───── Information provided

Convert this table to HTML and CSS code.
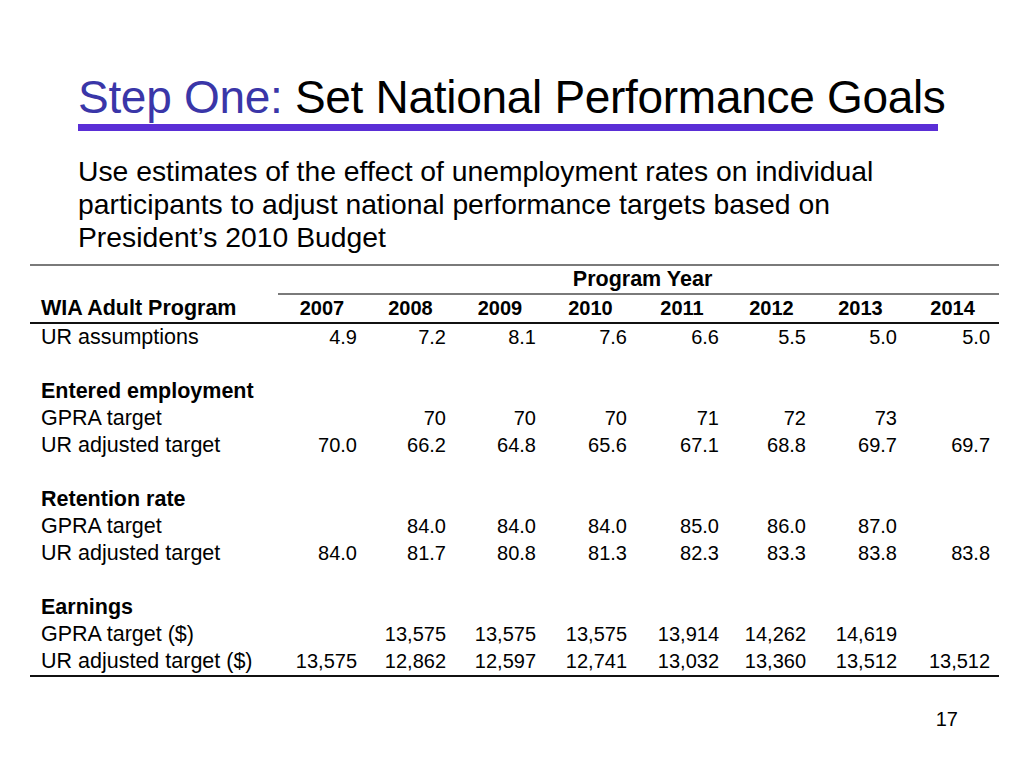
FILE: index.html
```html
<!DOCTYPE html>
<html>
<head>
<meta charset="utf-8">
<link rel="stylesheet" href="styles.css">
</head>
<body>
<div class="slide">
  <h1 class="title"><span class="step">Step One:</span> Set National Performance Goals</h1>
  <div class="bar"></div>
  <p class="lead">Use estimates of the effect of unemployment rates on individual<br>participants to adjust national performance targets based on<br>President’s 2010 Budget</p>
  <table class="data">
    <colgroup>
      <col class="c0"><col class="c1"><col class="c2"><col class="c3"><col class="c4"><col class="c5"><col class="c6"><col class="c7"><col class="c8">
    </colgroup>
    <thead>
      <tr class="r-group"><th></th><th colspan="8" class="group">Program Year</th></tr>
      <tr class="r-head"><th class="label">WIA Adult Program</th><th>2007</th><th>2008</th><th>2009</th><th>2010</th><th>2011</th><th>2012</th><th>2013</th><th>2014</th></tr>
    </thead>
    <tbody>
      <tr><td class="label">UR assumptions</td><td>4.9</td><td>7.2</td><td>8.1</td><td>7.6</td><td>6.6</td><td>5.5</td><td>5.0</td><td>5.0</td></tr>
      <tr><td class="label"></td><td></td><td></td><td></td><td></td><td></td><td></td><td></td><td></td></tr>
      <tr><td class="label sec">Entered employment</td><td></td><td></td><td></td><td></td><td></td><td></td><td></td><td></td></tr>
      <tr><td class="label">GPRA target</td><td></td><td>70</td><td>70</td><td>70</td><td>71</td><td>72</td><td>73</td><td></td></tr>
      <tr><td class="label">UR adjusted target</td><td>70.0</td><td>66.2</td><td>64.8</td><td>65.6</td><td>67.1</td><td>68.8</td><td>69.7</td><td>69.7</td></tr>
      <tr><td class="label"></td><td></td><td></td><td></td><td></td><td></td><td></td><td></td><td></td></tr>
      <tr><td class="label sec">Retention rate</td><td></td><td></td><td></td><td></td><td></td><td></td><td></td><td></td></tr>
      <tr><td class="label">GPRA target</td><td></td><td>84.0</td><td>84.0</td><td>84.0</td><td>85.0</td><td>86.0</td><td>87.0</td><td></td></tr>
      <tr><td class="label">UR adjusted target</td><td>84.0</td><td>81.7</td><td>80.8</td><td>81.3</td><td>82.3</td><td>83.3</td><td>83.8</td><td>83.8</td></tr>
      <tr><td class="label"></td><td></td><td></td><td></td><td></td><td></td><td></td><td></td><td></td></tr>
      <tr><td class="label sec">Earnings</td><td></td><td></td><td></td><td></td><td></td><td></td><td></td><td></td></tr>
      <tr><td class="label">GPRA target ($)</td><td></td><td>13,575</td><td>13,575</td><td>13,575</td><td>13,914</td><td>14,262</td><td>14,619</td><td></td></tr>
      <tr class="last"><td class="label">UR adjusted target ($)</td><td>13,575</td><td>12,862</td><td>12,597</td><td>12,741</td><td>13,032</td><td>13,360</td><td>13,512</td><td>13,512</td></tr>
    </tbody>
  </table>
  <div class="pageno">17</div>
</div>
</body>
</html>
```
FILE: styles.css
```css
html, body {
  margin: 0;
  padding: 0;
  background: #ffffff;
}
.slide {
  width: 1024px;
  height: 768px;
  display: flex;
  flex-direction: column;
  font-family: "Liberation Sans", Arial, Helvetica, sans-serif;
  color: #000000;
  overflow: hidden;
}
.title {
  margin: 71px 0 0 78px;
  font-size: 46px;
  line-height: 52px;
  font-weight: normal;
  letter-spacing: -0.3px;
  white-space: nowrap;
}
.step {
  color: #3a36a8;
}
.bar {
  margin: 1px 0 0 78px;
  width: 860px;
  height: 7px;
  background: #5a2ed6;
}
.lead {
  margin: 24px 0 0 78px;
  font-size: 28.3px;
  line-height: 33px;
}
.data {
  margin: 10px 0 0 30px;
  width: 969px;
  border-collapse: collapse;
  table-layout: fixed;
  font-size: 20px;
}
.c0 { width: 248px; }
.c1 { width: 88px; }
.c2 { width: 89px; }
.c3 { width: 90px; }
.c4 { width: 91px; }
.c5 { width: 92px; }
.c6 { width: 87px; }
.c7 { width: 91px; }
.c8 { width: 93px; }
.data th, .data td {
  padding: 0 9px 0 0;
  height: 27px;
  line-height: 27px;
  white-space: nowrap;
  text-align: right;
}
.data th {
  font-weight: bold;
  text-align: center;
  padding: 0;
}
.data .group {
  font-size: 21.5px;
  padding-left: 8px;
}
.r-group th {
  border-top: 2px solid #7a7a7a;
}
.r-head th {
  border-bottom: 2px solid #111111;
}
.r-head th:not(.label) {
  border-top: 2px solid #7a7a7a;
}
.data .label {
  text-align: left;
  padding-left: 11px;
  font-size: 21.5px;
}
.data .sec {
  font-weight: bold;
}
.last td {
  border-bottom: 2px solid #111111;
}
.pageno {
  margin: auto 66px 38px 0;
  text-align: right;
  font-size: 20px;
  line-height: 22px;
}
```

──────────

> [Goal]
Give an exact copy of the material, leaving out every picture.

> [Task answer]
Convert this table to HTML and CSS code.
FILE: index.html
```html
<!DOCTYPE html>
<html>
<head>
<meta charset="utf-8">
<link rel="stylesheet" href="styles.css">
</head>
<body>
<div class="slide">
  <h1 class="title"><span class="step">Step One:</span> Set National Performance Goals</h1>
  <div class="bar"></div>
  <p class="lead">Use estimates of the effect of unemployment rates on individual<br>participants to adjust national performance targets based on<br>President’s 2010 Budget</p>
  <table class="data">
    <colgroup>
      <col class="c0"><col class="c1"><col class="c2"><col class="c3"><col class="c4"><col class="c5"><col class="c6"><col class="c7"><col class="c8">
    </colgroup>
    <thead>
      <tr class="r-group"><th></th><th colspan="8" class="group">Program Year</th></tr>
      <tr class="r-head"><th class="label">WIA Adult Program</th><th>2007</th><th>2008</th><th>2009</th><th>2010</th><th>2011</th><th>2012</th><th>2013</th><th>2014</th></tr>
    </thead>
    <tbody>
      <tr><td class="label">UR assumptions</td><td>4.9</td><td>7.2</td><td>8.1</td><td>7.6</td><td>6.6</td><td>5.5</td><td>5.0</td><td>5.0</td></tr>
      <tr><td class="label"></td><td></td><td></td><td></td><td></td><td></td><td></td><td></td><td></td></tr>
      <tr><td class="label sec">Entered employment</td><td></td><td></td><td></td><td></td><td></td><td></td><td></td><td></td></tr>
      <tr><td class="label">GPRA target</td><td></td><td>70</td><td>70</td><td>70</td><td>71</td><td>72</td><td>73</td><td></td></tr>
      <tr><td class="label">UR adjusted target</td><td>70.0</td><td>66.2</td><td>64.8</td><td>65.6</td><td>67.1</td><td>68.8</td><td>69.7</td><td>69.7</td></tr>
      <tr><td class="label"></td><td></td><td></td><td></td><td></td><td></td><td></td><td></td><td></td></tr>
      <tr><td class="label sec">Retention rate</td><td></td><td></td><td></td><td></td><td></td><td></td><td></td><td></td></tr>
      <tr><td class="label">GPRA target</td><td></td><td>84.0</td><td>84.0</td><td>84.0</td><td>85.0</td><td>86.0</td><td>87.0</td><td></td></tr>
      <tr><td class="label">UR adjusted target</td><td>84.0</td><td>81.7</td><td>80.8</td><td>81.3</td><td>82.3</td><td>83.3</td><td>83.8</td><td>83.8</td></tr>
      <tr><td class="label"></td><td></td><td></td><td></td><td></td><td></td><td></td><td></td><td></td></tr>
      <tr><td class="label sec">Earnings</td><td></td><td></td><td></td><td></td><td></td><td></td><td></td><td></td></tr>
      <tr><td class="label">GPRA target ($)</td><td></td><td>13,575</td><td>13,575</td><td>13,575</td><td>13,914</td><td>14,262</td><td>14,619</td><td></td></tr>
      <tr class="last"><td class="label">UR adjusted target ($)</td><td>13,575</td><td>12,862</td><td>12,597</td><td>12,741</td><td>13,032</td><td>13,360</td><td>13,512</td><td>13,512</td></tr>
    </tbody>
  </table>
  <div class="pageno">17</div>
</div>
</body>
</html>
```
FILE: styles.css
```css
html, body {
  margin: 0;
  padding: 0;
  background: #ffffff;
}
.slide {
  width: 1024px;
  height: 768px;
  display: flex;
  flex-direction: column;
  font-family: "Liberation Sans", Arial, Helvetica, sans-serif;
  color: #000000;
  overflow: hidden;
}
.title {
  margin: 71px 0 0 78px;
  font-size: 46px;
  line-height: 52px;
  font-weight: normal;
  letter-spacing: -0.3px;
  white-space: nowrap;
}
.step {
  color: #3a36a8;
}
.bar {
  margin: 1px 0 0 78px;
  width: 860px;
  height: 7px;
  background: #5a2ed6;
}
.lead {
  margin: 24px 0 0 78px;
  font-size: 28.3px;
  line-height: 33px;
}
.data {
  margin: 10px 0 0 30px;
  width: 969px;
  border-collapse: collapse;
  table-layout: fixed;
  font-size: 20px;
}
.c0 { width: 248px; }
.c1 { width: 88px; }
.c2 { width: 89px; }
.c3 { width: 90px; }
.c4 { width: 91px; }
.c5 { width: 92px; }
.c6 { width: 87px; }
.c7 { width: 91px; }
.c8 { width: 93px; }
.data th, .data td {
  padding: 0 9px 0 0;
  height: 27px;
  line-height: 27px;
  white-space: nowrap;
  text-align: right;
}
.data th {
  font-weight: bold;
  text-align: center;
  padding: 0;
}
.data .group {
  font-size: 21.5px;
  padding-left: 8px;
}
.r-group th {
  border-top: 2px solid #7a7a7a;
}
.r-head th {
  border-bottom: 2px solid #111111;
}
.r-head th:not(.label) {
  border-top: 2px solid #7a7a7a;
}
.data .label {
  text-align: left;
  padding-left: 11px;
  font-size: 21.5px;
}
.data .sec {
  font-weight: bold;
}
.last td {
  border-bottom: 2px solid #111111;
}
.pageno {
  margin: auto 66px 38px 0;
  text-align: right;
  font-size: 20px;
  line-height: 22px;
}
```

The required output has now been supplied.